_TASK REQUIREMENTS:_ Return each line of the data below exactly, omitting any pictures.

_RAW DATA:_
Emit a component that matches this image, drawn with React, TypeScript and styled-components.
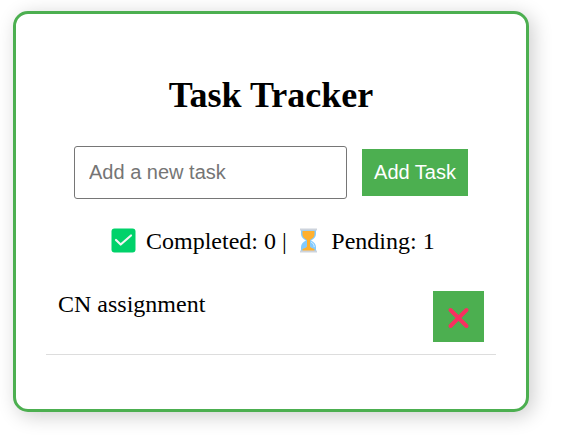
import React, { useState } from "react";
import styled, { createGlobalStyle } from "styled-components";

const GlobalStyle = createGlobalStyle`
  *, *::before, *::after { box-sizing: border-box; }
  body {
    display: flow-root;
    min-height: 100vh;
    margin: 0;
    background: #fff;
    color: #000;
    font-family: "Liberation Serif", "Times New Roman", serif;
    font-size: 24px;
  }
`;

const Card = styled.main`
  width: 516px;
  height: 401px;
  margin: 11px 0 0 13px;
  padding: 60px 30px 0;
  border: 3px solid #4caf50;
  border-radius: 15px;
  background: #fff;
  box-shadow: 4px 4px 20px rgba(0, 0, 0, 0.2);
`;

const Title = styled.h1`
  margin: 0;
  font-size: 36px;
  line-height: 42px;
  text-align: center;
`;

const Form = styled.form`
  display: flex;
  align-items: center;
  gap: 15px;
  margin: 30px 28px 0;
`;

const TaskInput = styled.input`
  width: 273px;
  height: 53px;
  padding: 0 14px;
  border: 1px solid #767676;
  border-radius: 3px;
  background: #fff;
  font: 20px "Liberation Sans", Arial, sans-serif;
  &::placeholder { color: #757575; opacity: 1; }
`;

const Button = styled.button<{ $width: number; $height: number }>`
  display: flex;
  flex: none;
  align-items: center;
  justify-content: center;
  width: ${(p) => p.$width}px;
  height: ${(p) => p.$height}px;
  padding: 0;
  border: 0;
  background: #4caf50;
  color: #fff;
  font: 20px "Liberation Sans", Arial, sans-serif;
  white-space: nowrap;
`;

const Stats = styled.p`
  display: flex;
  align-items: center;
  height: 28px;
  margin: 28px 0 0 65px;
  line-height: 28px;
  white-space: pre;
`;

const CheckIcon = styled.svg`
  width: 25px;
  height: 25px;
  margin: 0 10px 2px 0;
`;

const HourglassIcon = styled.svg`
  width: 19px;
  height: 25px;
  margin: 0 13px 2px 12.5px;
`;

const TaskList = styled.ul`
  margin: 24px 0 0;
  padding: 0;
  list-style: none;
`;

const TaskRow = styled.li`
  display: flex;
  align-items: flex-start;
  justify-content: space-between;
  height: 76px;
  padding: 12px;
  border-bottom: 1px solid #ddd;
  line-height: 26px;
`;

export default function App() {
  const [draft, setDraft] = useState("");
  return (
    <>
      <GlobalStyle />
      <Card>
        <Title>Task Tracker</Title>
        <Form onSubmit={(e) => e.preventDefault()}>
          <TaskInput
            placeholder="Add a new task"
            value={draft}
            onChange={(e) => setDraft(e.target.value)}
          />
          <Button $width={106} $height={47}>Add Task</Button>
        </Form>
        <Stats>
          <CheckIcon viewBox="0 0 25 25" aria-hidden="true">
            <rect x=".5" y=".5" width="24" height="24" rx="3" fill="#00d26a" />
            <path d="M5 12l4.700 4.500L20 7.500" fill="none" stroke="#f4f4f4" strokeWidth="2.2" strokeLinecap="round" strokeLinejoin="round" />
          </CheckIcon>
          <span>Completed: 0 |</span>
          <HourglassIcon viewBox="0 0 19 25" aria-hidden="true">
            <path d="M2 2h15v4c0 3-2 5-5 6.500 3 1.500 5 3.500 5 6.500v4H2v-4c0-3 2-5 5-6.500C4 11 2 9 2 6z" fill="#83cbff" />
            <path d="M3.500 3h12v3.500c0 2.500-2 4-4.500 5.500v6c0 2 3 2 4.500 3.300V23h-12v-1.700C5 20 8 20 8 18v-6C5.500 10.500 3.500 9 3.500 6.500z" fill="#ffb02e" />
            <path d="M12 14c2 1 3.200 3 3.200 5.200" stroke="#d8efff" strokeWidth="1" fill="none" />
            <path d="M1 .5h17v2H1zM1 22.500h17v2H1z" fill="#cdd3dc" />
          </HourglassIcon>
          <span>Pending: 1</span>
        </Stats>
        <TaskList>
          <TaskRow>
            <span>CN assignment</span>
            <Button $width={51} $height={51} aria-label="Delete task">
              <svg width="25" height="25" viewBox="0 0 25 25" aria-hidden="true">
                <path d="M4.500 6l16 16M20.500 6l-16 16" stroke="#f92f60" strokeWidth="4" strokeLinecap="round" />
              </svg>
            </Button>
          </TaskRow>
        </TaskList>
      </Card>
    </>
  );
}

_THE OUTPUT:_
Emit a component that matches this image, drawn with React, TypeScript and styled-components.
import React, { useState } from "react";
import styled, { createGlobalStyle } from "styled-components";

const GlobalStyle = createGlobalStyle`
  *, *::before, *::after { box-sizing: border-box; }
  body {
    display: flow-root;
    min-height: 100vh;
    margin: 0;
    background: #fff;
    color: #000;
    font-family: "Liberation Serif", "Times New Roman", serif;
    font-size: 24px;
  }
`;

const Card = styled.main`
  width: 516px;
  height: 401px;
  margin: 11px 0 0 13px;
  padding: 60px 30px 0;
  border: 3px solid #4caf50;
  border-radius: 15px;
  background: #fff;
  box-shadow: 4px 4px 20px rgba(0, 0, 0, 0.2);
`;

const Title = styled.h1`
  margin: 0;
  font-size: 36px;
  line-height: 42px;
  text-align: center;
`;

const Form = styled.form`
  display: flex;
  align-items: center;
  gap: 15px;
  margin: 30px 28px 0;
`;

const TaskInput = styled.input`
  width: 273px;
  height: 53px;
  padding: 0 14px;
  border: 1px solid #767676;
  border-radius: 3px;
  background: #fff;
  font: 20px "Liberation Sans", Arial, sans-serif;
  &::placeholder { color: #757575; opacity: 1; }
`;

const Button = styled.button<{ $width: number; $height: number }>`
  display: flex;
  flex: none;
  align-items: center;
  justify-content: center;
  width: ${(p) => p.$width}px;
  height: ${(p) => p.$height}px;
  padding: 0;
  border: 0;
  background: #4caf50;
  color: #fff;
  font: 20px "Liberation Sans", Arial, sans-serif;
  white-space: nowrap;
`;

const Stats = styled.p`
  display: flex;
  align-items: center;
  height: 28px;
  margin: 28px 0 0 65px;
  line-height: 28px;
  white-space: pre;
`;

const CheckIcon = styled.svg`
  width: 25px;
  height: 25px;
  margin: 0 10px 2px 0;
`;

const HourglassIcon = styled.svg`
  width: 19px;
  height: 25px;
  margin: 0 13px 2px 12.5px;
`;

const TaskList = styled.ul`
  margin: 24px 0 0;
  padding: 0;
  list-style: none;
`;

const TaskRow = styled.li`
  display: flex;
  align-items: flex-start;
  justify-content: space-between;
  height: 76px;
  padding: 12px;
  border-bottom: 1px solid #ddd;
  line-height: 26px;
`;

export default function App() {
  const [draft, setDraft] = useState("");
  return (
    <>
      <GlobalStyle />
      <Card>
        <Title>Task Tracker</Title>
        <Form onSubmit={(e) => e.preventDefault()}>
          <TaskInput
            placeholder="Add a new task"
            value={draft}
            onChange={(e) => setDraft(e.target.value)}
          />
          <Button $width={106} $height={47}>Add Task</Button>
        </Form>
        <Stats>
          <CheckIcon viewBox="0 0 25 25" aria-hidden="true">
            <rect x=".5" y=".5" width="24" height="24" rx="3" fill="#00d26a" />
            <path d="M5 12l4.700 4.500L20 7.500" fill="none" stroke="#f4f4f4" strokeWidth="2.2" strokeLinecap="round" strokeLinejoin="round" />
          </CheckIcon>
          <span>Completed: 0 |</span>
          <HourglassIcon viewBox="0 0 19 25" aria-hidden="true">
            <path d="M2 2h15v4c0 3-2 5-5 6.500 3 1.500 5 3.500 5 6.500v4H2v-4c0-3 2-5 5-6.500C4 11 2 9 2 6z" fill="#83cbff" />
            <path d="M3.500 3h12v3.500c0 2.500-2 4-4.500 5.500v6c0 2 3 2 4.500 3.300V23h-12v-1.700C5 20 8 20 8 18v-6C5.500 10.500 3.500 9 3.500 6.500z" fill="#ffb02e" />
            <path d="M12 14c2 1 3.200 3 3.200 5.200" stroke="#d8efff" strokeWidth="1" fill="none" />
            <path d="M1 .5h17v2H1zM1 22.500h17v2H1z" fill="#cdd3dc" />
          </HourglassIcon>
          <span>Pending: 1</span>
        </Stats>
        <TaskList>
          <TaskRow>
            <span>CN assignment</span>
            <Button $width={51} $height={51} aria-label="Delete task">
              <svg width="25" height="25" viewBox="0 0 25 25" aria-hidden="true">
                <path d="M4.500 6l16 16M20.500 6l-16 16" stroke="#f92f60" strokeWidth="4" strokeLinecap="round" />
              </svg>
            </Button>
          </TaskRow>
        </TaskList>
      </Card>
    </>
  );
}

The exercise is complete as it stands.